Part II: Overview of the technology

We’re going to be taking a live video stream in, pulling out the frames, and then analyzing them with AI.

The players sends an RTMP stream from their capture software, usually OBS, to our servers.

An Nginx server running the RTMP module ingests the stream.

The AI is fed a series of decoded frames and identifies “what and where” is in each frame.The AI runs on its own GPU server.

Part III: What the AI needs to do

The AI needs to answer the “what and where” questions. In this game, there are 120 different types of enemies and the AI needs to be able to tell each apart. Here are examples of four of the types.

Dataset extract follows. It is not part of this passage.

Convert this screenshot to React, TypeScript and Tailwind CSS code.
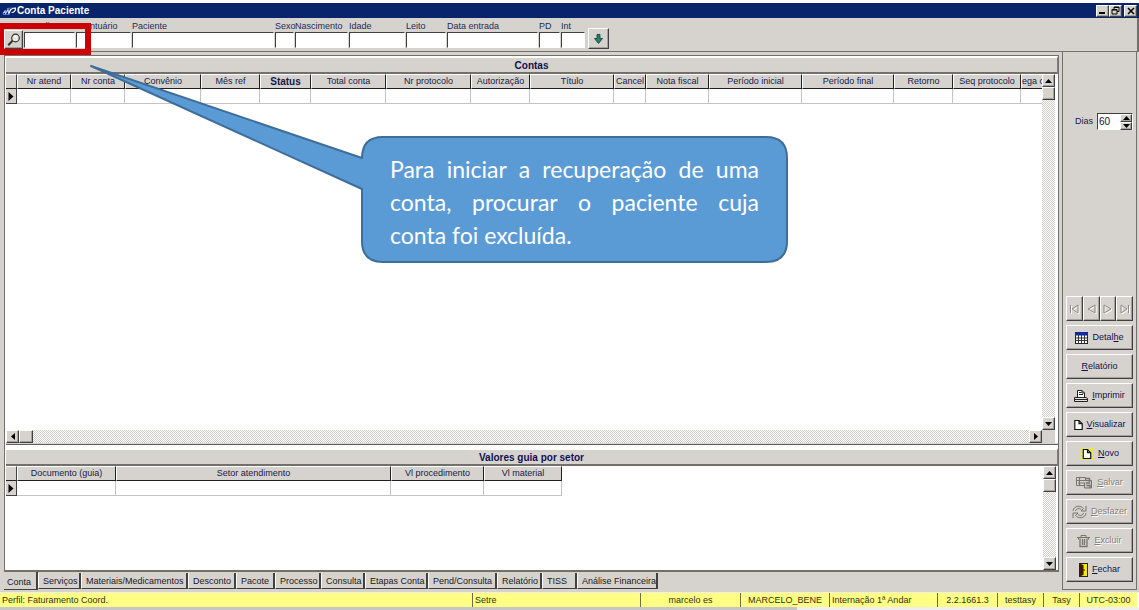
import React from "react";

const raised =
  "bg-[#d6d3ce] border border-t-white border-l-white border-r-[#404040] border-b-[#404040] shadow-[inset_-1px_-1px_0_#a5a29c]";
const dither =
  "bg-[repeating-conic-gradient(#ffffff_0_25%,#d0cdc8_0_50%)] bg-[length:2px_2px]";

type Field = { id: string; label: string; width: string };

const fields: Field[] = [
  { id: "atend", label: "Atendimento", width: "w-[52px]" },
  { id: "pront", label: "Prontuário", width: "w-[56px]" },
  { id: "pac", label: "Paciente", width: "w-[143px]" },
  { id: "sexo", label: "Sexo", width: "w-[20px]" },
  { id: "nasc", label: "Nascimento", width: "w-[54px]" },
  { id: "idade", label: "Idade", width: "w-[57px]" },
  { id: "leito", label: "Leito", width: "w-[41px]" },
  { id: "entrada", label: "Data entrada", width: "w-[92px]" },
  { id: "pd", label: "PD", width: "w-[22px]" },
  { id: "int", label: "Int", width: "w-[25px]" },
];

type Column = { label: string; width: string; bold?: boolean; clipped?: boolean };

const accountColumns: Column[] = [
  { label: "Nr atend", width: "w-[54px]" },
  { label: "Nr conta", width: "w-[54px]" },
  { label: "Convênio", width: "w-[76px]" },
  { label: "Mês ref", width: "w-[59px]" },
  { label: "Status", width: "w-[51px]", bold: true },
  { label: "Total conta", width: "w-[75px]" },
  { label: "Nr protocolo", width: "w-[85px]" },
  { label: "Autorização", width: "w-[59px]" },
  { label: "Título", width: "w-[84px]" },
  { label: "Cancel", width: "w-[32px]" },
  { label: "Nota fiscal", width: "w-[63px]" },
  { label: "Período inicial", width: "w-[93px]" },
  { label: "Período final", width: "w-[92px]" },
  { label: "Retorno", width: "w-[59px]" },
  { label: "Seq protocolo", width: "w-[68px]" },
  { label: "ega c", width: "w-[30px]", clipped: true },
];

const guideColumns: Column[] = [
  { label: "Documento (guia)", width: "w-[99px]" },
  { label: "Setor atendimento", width: "w-[275px]" },
  { label: "Vl procedimento", width: "w-[93px]" },
  { label: "Vl material", width: "w-[78px]" },
];

const tabs = [
  { label: "Conta", width: "w-[34px]" },
  { label: "Serviços", width: "w-[43px]" },
  { label: "Materiais/Medicamentos", width: "w-[107px]" },
  { label: "Desconto", width: "w-[48px]" },
  { label: "Pacote", width: "w-[39px]" },
  { label: "Processo", width: "w-[46px]" },
  { label: "Consulta", width: "w-[44px]" },
  { label: "Etapas Conta", width: "w-[63px]" },
  { label: "Pend/Consulta", width: "w-[69px]" },
  { label: "Relatório", width: "w-[45px]" },
  { label: "TISS", width: "w-[35px]" },
  { label: "Análise Financeira", width: "w-[81px]" },
];

const statusItems = [
  { text: "Setre", style: "w-[168px] pl-[2px]" },
  { text: "marcelo es", style: "w-[100px] text-center" },
  { text: "MARCELO_BENE", style: "w-[89px] text-center" },
  { text: "Internação 1ª Andar", style: "w-[108px] pl-[2px]" },
  { text: "2.2.1661.3", style: "w-[60px] text-center" },
  { text: "testtasy", style: "w-[46px] text-center" },
  { text: "Tasy", style: "w-[36px] text-center" },
  { text: "UTC-03:00", style: "w-[58px] text-center" },
];

function Arrow({ dir }: { dir: "up" | "down" | "left" | "right" }) {
  const d = {
    up: "M0 5 L3.500 1 L7 5Z",
    down: "M0 1 L3.500 5 L7 1Z",
    left: "M5 0 L1 3.500 L5 7Z",
    right: "M1 0 L5 3.500 L1 7Z",
  }[dir];
  const flat = dir === "up" || dir === "down";
  return (
    <svg width={flat ? 7 : 6} height={flat ? 6 : 7} viewBox={flat ? "0 0 7 6" : "0 0 6 7"} aria-hidden="true">
      <path d={d} fill="#000" />
    </svg>
  );
}

function ScrollButton({ dir, label }: { dir: "up" | "down" | "left" | "right"; label: string }) {
  return (
    <button aria-label={label} className={`${raised} flex size-[13px] shrink-0 items-center justify-center`}>
      <Arrow dir={dir} />
    </button>
  );
}

function VerticalScroll() {
  return (
    <div className={`${dither} flex w-[13px] shrink-0 flex-col`}>
      <ScrollButton dir="up" label="Rolar para cima" />
      <div className={`${raised} h-[13px]`} />
      <div className="flex-1" />
      <ScrollButton dir="down" label="Rolar para baixo" />
    </div>
  );
}

function SectionTitle({ children }: { children: React.ReactNode }) {
  return (
    <h2 className="h-[18px] shrink-0 border-t-2 border-r border-b-2 border-t-white border-r-[#808080] border-b-[#73706b] bg-[#d6d3ce] text-center text-[10px] leading-[15px] font-bold text-[#101050]">
      {children}
    </h2>
  );
}

function Grid({ columns }: { columns: Column[] }) {
  return (
    <table className="w-px table-fixed border-separate border-spacing-0 text-[#181848]">
      <thead>
        <tr>
          <th className="h-[15px] w-[11px] border-t border-r border-b border-t-white border-r-[#404040] border-b-[#202020] bg-[#d6d3ce] p-0" />
          {columns.map((c) => (
            <th
              key={c.label}
              className={`${c.width} h-[15px] border-t border-r border-b border-l border-t-white border-l-white border-r-[#202020] border-b-[#202020] bg-[#d6d3ce] p-0 leading-[13px] whitespace-nowrap ${c.bold ? "text-[10px] font-bold" : "font-normal"}`}
            >
              <div className={`flex ${c.clipped ? "justify-start" : "justify-center"}`}>{c.label}</div>
            </th>
          ))}
        </tr>
      </thead>
      <tbody>
        <tr>
          <td className="h-[15px] border-r border-b border-[#404040] bg-[#d6d3ce] p-0">
            <svg width="6" height="9" viewBox="0 0 6 9" className="mx-auto block" aria-hidden="true">
              <path d="M0.500 0 L5.500 4.500 L0.500 9Z" fill="#000" />
            </svg>
          </td>
          {columns.map((c) => (
            <td key={c.label} className="h-[15px] border-r border-b border-[#c4c4c4] bg-white p-0" />
          ))}
        </tr>
      </tbody>
    </table>
  );
}

function AppLogo() {
  return (
    <svg width="14" height="8" viewBox="0 0 14 8" aria-hidden="true">
      <path d="M1 6.500 L3 4 L3.500 6.500 L6 2.500 L6.500 6 L9 2" fill="none" stroke="#b9c8ff" strokeWidth="1.200" />
      <path d="M7 6.500 C8 2 10 1 13.500 1 C13.500 4 12 5.500 9.500 5.500" fill="none" stroke="#ffffff" strokeWidth="1.200" />
      <path d="M5 1.500 L10 1 M1 7.500 L8 7.300" stroke="#6f8ce8" strokeWidth="0.800" />
    </svg>
  );
}

function SearchIcon() {
  return (
    <svg width="14" height="14" viewBox="0 0 14 14" aria-hidden="true">
      <circle cx="8.500" cy="5" r="3.800" fill="#e9e9e6" stroke="#333" strokeWidth="1.200" />
      <path d="M7 4 Q8 2.800 9.500 3.200" fill="none" stroke="#fff" />
      <path d="M5.500 7.800 L1.200 12.200" stroke="#333" strokeWidth="2" />
    </svg>
  );
}

function DetailIcon() {
  return (
    <svg width="13" height="12" viewBox="0 0 13 12" aria-hidden="true">
      <rect x="0.500" y="0.500" width="12" height="11" fill="#fff" stroke="#222" />
      <rect x="0" y="0" width="13" height="3.500" fill="#1028a8" />
      <path d="M0 6H13M0 8.500H13M3.500 3V12M6.500 3V12M9.500 3V12" stroke="#333" />
    </svg>
  );
}

function PrintIcon() {
  return (
    <svg width="14" height="14" viewBox="0 0 14 14" fill="none" stroke="#222" aria-hidden="true">
      <path d="M3.500 8 V1.500 H8 L10.500 4 V8" fill="#fff" />
      <path d="M5 3.500H7.500M5 5.500H9M8 1.500V4H10.500" />
      <path d="M0.500 8.500H12L13.500 9.500V12.500H0.500Z" fill="#e6e4df" />
      <path d="M0.500 10.500H13" />
    </svg>
  );
}

function PageIcon({ glow = false }: { glow?: boolean }) {
  return (
    <svg width={glow ? 14 : 9} height="12" viewBox={glow ? "-2.5 0 14 12" : "0 0 9 12"} aria-hidden="true">
      {glow && <path d="M-1.500 0L10.500 12M10.500 0L-1.500 12M4.500 0V12M-2.500 6H11.500" stroke="#f7f000" strokeWidth="2" />}
      <path d="M0.800 1.500 H5 L8.200 4.700 V10.500 H0.800Z M5 1.500V4.700H8.200" fill="#fff" stroke="#111" strokeWidth="1.200" />
    </svg>
  );
}

function SaveIcon() {
  return (
    <svg width="17" height="13" viewBox="0 0 17 13" fill="none" stroke="#77756f" aria-hidden="true">
      <path d="M0.500 1.500H9.500V9.500H0.500Z M0.500 4.500H9.500M3.500 1.500V9.500M2 7H8" />
      <path d="M9.500 4.500H15.500V12H8.500V6.500" fill="#c9c6c1" />
      <path d="M10 2.500H13.500V6M10.500 9.500H14V12M10 7H14" strokeWidth="1.500" />
    </svg>
  );
}

function UndoIcon() {
  return (
    <svg width="15" height="14" viewBox="0 0 15 14" fill="none" stroke="#77756f" aria-hidden="true">
      <path d="M1 6C1.500 0.500 9 0 11.500 3.500M14 1V6H9L11.500 3.500" />
      <path d="M3.500 6C4 3.500 7.500 2.500 9.500 5" />
      <path d="M14 8C13.500 13.500 6 14 3.500 10.500M1 13V8H6L3.500 10.500" />
      <path d="M11.500 8C11 10.500 7.500 11.500 5.500 9" />
    </svg>
  );
}

function TrashIcon() {
  return (
    <svg width="13" height="14" viewBox="0 0 13 14" fill="none" stroke="#77756f" aria-hidden="true">
      <path d="M0 3.500H13M4 3V1.500H9V3M1.500 3.500V5.500M11.500 3.500V5.500" />
      <path d="M3 4.500V12.500H10V4.500M5.500 5V11M7.500 5V11" strokeWidth="1.300" />
    </svg>
  );
}

function DoorIcon() {
  return (
    <svg width="9" height="14" viewBox="0 0 9 14" aria-hidden="true">
      <rect x="0.500" y="0.500" width="8" height="13" fill="#f6e800" stroke="#222" />
      <path d="M0.500 0.500L4.500 2V12L0.500 13.500Z" fill="#3a1a08" />
      <path d="M5 6V8" stroke="#222" />
    </svg>
  );
}

type Action = { before: string; key: string; after: string; icon?: React.ReactNode; disabled?: boolean };

const actions: Action[] = [
  { before: "Detal", key: "h", after: "e", icon: <DetailIcon /> },
  { before: "", key: "R", after: "elatório" },
  { before: "", key: "I", after: "mprimir", icon: <PrintIcon /> },
  { before: "", key: "V", after: "isualizar", icon: <PageIcon /> },
  { before: "", key: "N", after: "ovo", icon: <PageIcon glow /> },
  { before: "", key: "S", after: "alvar", icon: <SaveIcon />, disabled: true },
  { before: "", key: "D", after: "esfazer", icon: <UndoIcon />, disabled: true },
  { before: "", key: "E", after: "xcluir", icon: <TrashIcon />, disabled: true },
  { before: "", key: "F", after: "echar", icon: <DoorIcon /> },
];

const navPaths = [
  { label: "Primeiro", d: "M1.500 1V9M9 1L3 5L9 9Z" },
  { label: "Anterior", d: "M9 1L2 5L9 9Z" },
  { label: "Próximo", d: "M2 1L9 5L2 9Z" },
  { label: "Último", d: "M9.500 1V9M2 1L8 5L2 9Z" },
];

function SidePanel() {
  return (
    <aside className="mr-[2px] flex w-[75px] shrink-0 flex-col border-r border-b border-l border-[#73706b] px-[3px] pb-[7px]">
      <div className="mt-[61px] flex items-center justify-end">
        <label htmlFor="dias" className="mr-1 text-[#181848]">
          Dias
        </label>
        <div className="flex h-[17px] w-[36px] border border-t-[#404040] border-r-white border-b-white border-l-[#404040] bg-white">
          <input id="dias" defaultValue="60" className="min-w-0 flex-1 bg-white pl-px text-[10px] text-[#101030] outline-none" />
          <div className="flex w-[12px] flex-col">
            <button aria-label="Aumentar" className={`${raised} flex flex-1 items-center justify-center`}>
              <Arrow dir="up" />
            </button>
            <button aria-label="Diminuir" className={`${raised} flex flex-1 items-center justify-center`}>
              <Arrow dir="down" />
            </button>
          </div>
        </div>
      </div>
      <div className="flex-1" />
      <div className="flex h-[25px]">
        {navPaths.map((n) => (
          <button key={n.label} disabled aria-label={n.label} className={`${raised} flex flex-1 items-center justify-center`}>
            <svg width="11" height="10" viewBox="0 0 11 10" fill="none" aria-hidden="true">
              <path d={n.d} stroke="#fff" transform="translate(1 1)" />
              <path d={n.d} stroke="#8d8a85" />
            </svg>
          </button>
        ))}
      </div>
      <div className="mt-1 flex flex-col gap-1">
        {actions.map((a) => (
          <button
            key={a.key}
            disabled={a.disabled}
            className={`${raised} flex h-[25px] items-center justify-center gap-1 ${a.disabled ? "text-[#85827c] [text-shadow:1px_1px_0_#fff]" : "text-[#101050]"}`}
          >
            {a.icon}
            <span>
              {a.before}
              <u>{a.key}</u>
              {a.after}
            </span>
          </button>
        ))}
      </div>
    </aside>
  );
}

function Callout() {
  return (
    <div className="pointer-events-none absolute top-[60px] left-[88px] h-[206px] w-[704px]">
      <svg width="704" height="206" viewBox="88 60 704 206" className="absolute inset-0" aria-hidden="true">
        <path
          d="M91 66 L362 158 Q362 137 383 137 H766 Q787 137 787 158 V241 Q787 262 766 262 H383 Q362 262 362 241 V189 Z"
          fill="#5b9bd5"
          stroke="#3f6d99"
          strokeWidth="2"
          strokeLinejoin="round"
        />
      </svg>
      <p className="relative mt-[93px] ml-[302px] w-[369px] text-justify font-['Lato','Noto_Sans',sans-serif] text-[23px] leading-[33px] text-white">
        Para iniciar a recuperação de uma conta, procurar o paciente cuja conta&nbsp;foi excluída.
      </p>
    </div>
  );
}

export default function App() {
  return (
    <div className="relative flex min-h-screen flex-col bg-[#d6d3ce] font-['Liberation_Sans',sans-serif] text-[9px] leading-[13px] text-[#101018]">
      <header className="flex h-[18px] items-center border-t-[3px] border-white bg-[#08246b] px-[2px] text-white">
        <AppLogo />
        <h1 className="ml-px flex-1 text-[10px] font-bold">Conta Paciente</h1>
        <div className="flex text-black">
          <button aria-label="Minimizar" className={`${raised} flex h-[12px] w-[13px] items-end justify-center pb-[2px]`}>
            <svg width="7" height="2" aria-hidden="true"><rect width="6" height="2" /></svg>
          </button>
          <button aria-label="Restaurar" className={`${raised} flex h-[12px] w-[13px] items-center justify-center`}>
            <svg width="9" height="9" viewBox="0 0 9 9" fill="none" stroke="#000" aria-hidden="true">
              <path d="M3 3V1H8V5.500H6M3 1.500H8M1 3.500H6V8H1ZM1 4H6" />
            </svg>
          </button>
          <button aria-label="Fechar janela" className={`${raised} ml-[2px] flex h-[12px] w-[13px] items-center justify-center`}>
            <svg width="8" height="8" viewBox="0 0 8 8" stroke="#000" strokeWidth="1.500" aria-hidden="true">
              <path d="M1 1L7 7M7 1L1 7" />
            </svg>
          </button>
        </div>
      </header>

      <div className="flex h-[34px] shrink-0 items-end border-r-2 border-b border-[#73706b] pb-[2px] pl-1">
        <button aria-label="Pesquisar" className={`${raised} mr-px flex size-[19px] items-center justify-center`}>
          <SearchIcon />
        </button>
        {fields.map((f) => (
          <div key={f.id} className={`${f.width} flex shrink-0 flex-col pr-px pb-px`}>
            <label htmlFor={f.id} className="h-[12px] leading-[12px] whitespace-nowrap text-[#282858]">
              {f.label}
            </label>
            <input
              id={f.id}
              className="h-[16px] w-full border border-t-[#404040] border-r-white border-b-white border-l-[#404040] bg-white px-[2px] outline-none"
            />
          </div>
        ))}
        <button aria-label="Carregar" className={`${raised} ml-[2px] flex size-[21px] items-center justify-center`}>
          <svg width="9" height="10" viewBox="0 0 9 10" aria-hidden="true">
            <path d="M3 0.500H6V4.500H8.500L4.500 9.500L0.500 4.500H3Z" fill="#1f8578" stroke="#16332f" strokeWidth="0.800" />
          </svg>
        </button>
      </div>

      <div className="flex flex-1">
        <main className="flex min-w-0 flex-1 flex-col pt-[3px] pr-[3px] pl-1">
          <div className="flex flex-1 flex-col border-t border-r border-b-2 border-l border-[#73706b] bg-white pl-px">
            <section className="flex flex-1 flex-col border-b border-[#606060]">
              <SectionTitle>Contas</SectionTitle>
              <div className="flex flex-1 border-b border-[#d6d3ce] pr-[3px]">
                <div className="flex min-w-0 flex-1 flex-col">
                  <div className="w-0 min-w-full flex-1 overflow-hidden">
                    <Grid columns={accountColumns} />
                  </div>
                  <div className={`${dither} flex h-[13px]`}>
                    <ScrollButton dir="left" label="Rolar para a esquerda" />
                    <div className={`${raised} w-[14px]`} />
                    <div className="flex-1" />
                    <ScrollButton dir="right" label="Rolar para a direita" />
                  </div>
                </div>
                <div className="flex flex-col bg-[#d6d3ce] pb-[13px]">
                  <div className="flex flex-1">
                    <VerticalScroll />
                  </div>
                </div>
              </div>
            </section>
            <section className="flex h-[125px] flex-col pt-[3px]">
              <SectionTitle>Valores guia por setor</SectionTitle>
              <div className="flex flex-1 pr-[2px]">
                <div className="min-w-0 flex-1 overflow-hidden">
                  <Grid columns={guideColumns} />
                </div>
                <VerticalScroll />
              </div>
            </section>
          </div>
          <nav className="flex h-[18px] shrink-0 items-start text-[#181820]">
            {tabs.map((t, i) => (
              <button
                key={t.label}
                className={`${t.width} border-b border-[#404040] text-left whitespace-nowrap ${i === 0 ? "h-[18px] border-r-2 pt-1 pl-[3px]" : "mt-px h-[16px] border-r-2 border-l border-l-white pt-px pl-1"}`}
              >
                {t.label}
              </button>
            ))}
          </nav>
        </main>
        <SidePanel />
      </div>

      <footer className="mt-[2px] flex h-[18px] shrink-0 flex-col border-t border-[#f2f0dc] bg-[#efefef]">
        <div className="flex h-[14px] border-r-2 border-white bg-[#ffff84] leading-[15px] text-[#303010]">
          <span className="min-w-0 flex-1 pl-[2px]">Perfil: Faturamento Coord.</span>
          {statusItems.map((s) => (
            <span key={s.text} className={`${s.style} shrink-0 border-l border-[#73703a] whitespace-nowrap`}>
              {s.text}
            </span>
          ))}
        </div>
        <div className="h-[3px] w-[70%] bg-[#c6c6c6]" />
      </footer>

      <div className="pointer-events-none absolute top-[23px] left-[-2px] h-[32px] w-[93px] border-[6px] border-[#cc0000]" />
      <Callout />
    </div>
  );
}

Moreover, each enemy is a 3D model that has full range of movement. So sometimes we see the front of an enemy and sometimes we see the back or side. Furthermore, each enemy has “moves” that make them look different. Same goes for standing on top of a cluttered background. The AI needs to be able to pull out the relevant details and ignore everything else.

Lastly, the AI needs to be able to tell the location of the enemies. Even without knowing the game, you can guess why: players that end up right next to each other are going to fight.

Since we’re working on live video streams, we need the AI to be very fast. By fast, I mean capable of processing 60 frames per second. When you do the math, 60 frames per second is one frame every 16 milliseconds. That’s fast… There are tricks we can use to make this less time sensitive (you can imagine at the extreme getting 60 different servers and having each server process a single frame per second) but it would be preferable if we could find a more straightforward way of doing this.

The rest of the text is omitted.